Das heutige Russland ist ein faschistischer, imperialistischer, aggressiver Staat, der nach Putins im Juli 2021 veröffentlichtem Plan Zur historischen Einheit von Russen und Ukrainern vorgeht und der gegen Europa eine Kampagne der Meinungsmanipulation, Destabilisierung und der hybriden Kriegsführung praktiziert. Dabei geht es nicht um russische Sicherheit, denn ein abgerüstetes Europa hat kein Interesse daran, geschweige denn Pläne, Russland anzugreifen. Solche absurden Unterstellungen spielen ins russische Narrativ. Selbstverständlich geht es auch nicht darum, Russland zu besiegen, sondern um die Wiederherstellung und Sicherung der territorialen Integrität der Ukraine, um den Schutz der baltischen und aller anderer osteuropäischer Staaten, darum, Russland und seinen Unterstützern China, Iran, Nord Korea, Belarus – den Vereinigten Staaten von Amerika? – einen Sieg zu verweigern und letztlich als Beleg, dass sich das in Putins und Trumps Augen dekadente Europa sehr wohl wehren kann und es auch tut.

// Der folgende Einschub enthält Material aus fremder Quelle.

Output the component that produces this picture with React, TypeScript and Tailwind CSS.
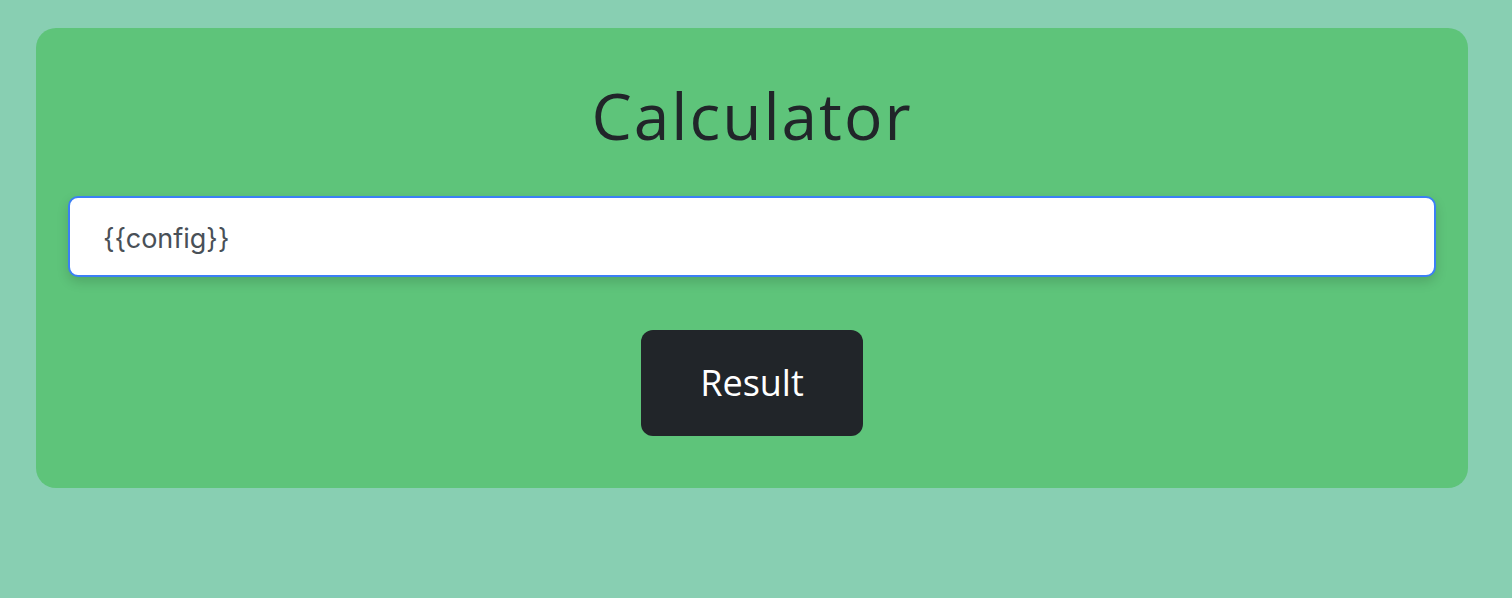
import { useState } from 'react'

export default function App() {
  const [value, setValue] = useState('{{config}}')

  return (
    <div className="min-h-[598px] bg-[#88cfb2] pl-9 pr-11 pt-7">
      <div className="rounded-[20px] bg-[#5ec47a] px-8 pt-[46px] pb-[52px]">
        <h1
          className="text-center text-[64px] leading-[84px] tracking-[2px] text-[#212529]"
          style={{ fontFamily: '"Open Sans", "Noto Sans", sans-serif' }}
        >
          Calculator
        </h1>
        <input
          value={value}
          onChange={(e) => setValue(e.target.value)}
          className="mt-[38px] box-border block h-[81px] w-full rounded-[10px] border-2 border-[#3b7ff5] bg-white px-[33px] pt-1 text-[27px] text-[#495057] shadow-[0_5px_12px_rgba(0,0,0,0.15)] outline-none"
          style={{ fontFamily: 'Inter, "Noto Sans", sans-serif' }}
        />
        <div className="mt-[53px] flex justify-center">
          <button
            className="h-[106px] w-[222px] rounded-xl bg-[#212529] text-[36px] text-white"
            style={{ fontFamily: '"Open Sans", "Noto Sans", sans-serif' }}
          >
            Result
          </button>
        </div>
      </div>
    </div>
  )
}
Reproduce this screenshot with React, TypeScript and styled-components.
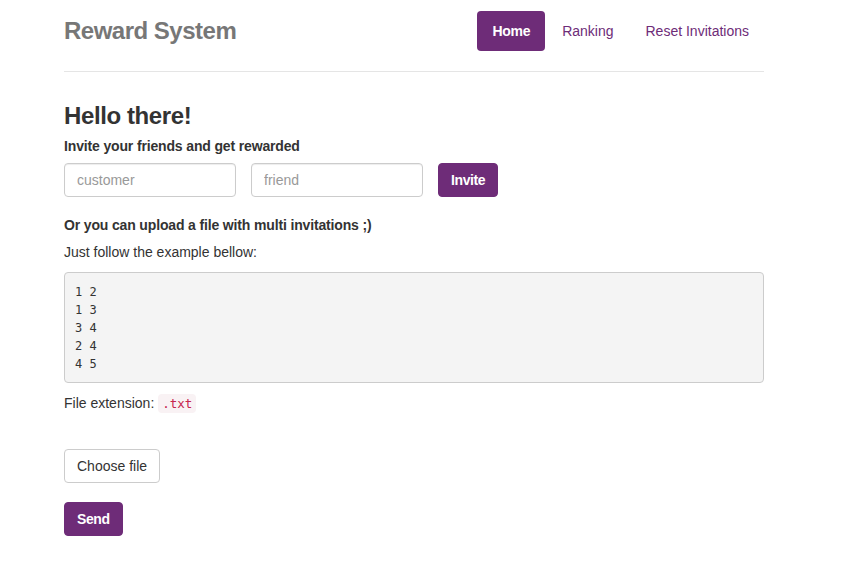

Der Wahlausgang in Deutschland unterstreicht das Gespür der Leute, dass drei Jahre Zögerlichkeit nicht zielführend waren und die Behauptung „Wir stehen für die Sicherheit der Ukraine“ hohl. Es wird sich herausstellen, ob die AfD, die Wagenknechte und andere Putinfreunde aus Beschränktheit, Überzeugung, Berechnung oder gegen Bezahlung als seine Bauchredner agieren, aber ihre Hartherzigkeit angesichts der unermesslichen Opfer, welche die Ukrainer seit drei Jahren gebracht haben, ist schon lange beschämend. Putins Angriffskrieg geht in sein viertes, blutiges, festgefahrenes Jahr. Trotz hunderttausender Toter und Verwundeter kontrolliert er kaum zwanzig Prozent des gemarterten Landes.

Trumps Amerika zieht sich nicht in ein isolationistisches Paradies zurück, konstatiert der Denker Francis Fukuyama, sondern verbündet sich mit dem autoritären Lager. Damit ist die zweite amerikanische Revolution eine Rolle rückwärts. Ihr Leitmotiv ist nicht Emanzipation, sondern Ehrlosigkeit. Sie wird nicht Frieden und Wohlstand schaffen, sondern Chaos, Krieg und Elend. Aber auch Klarheit.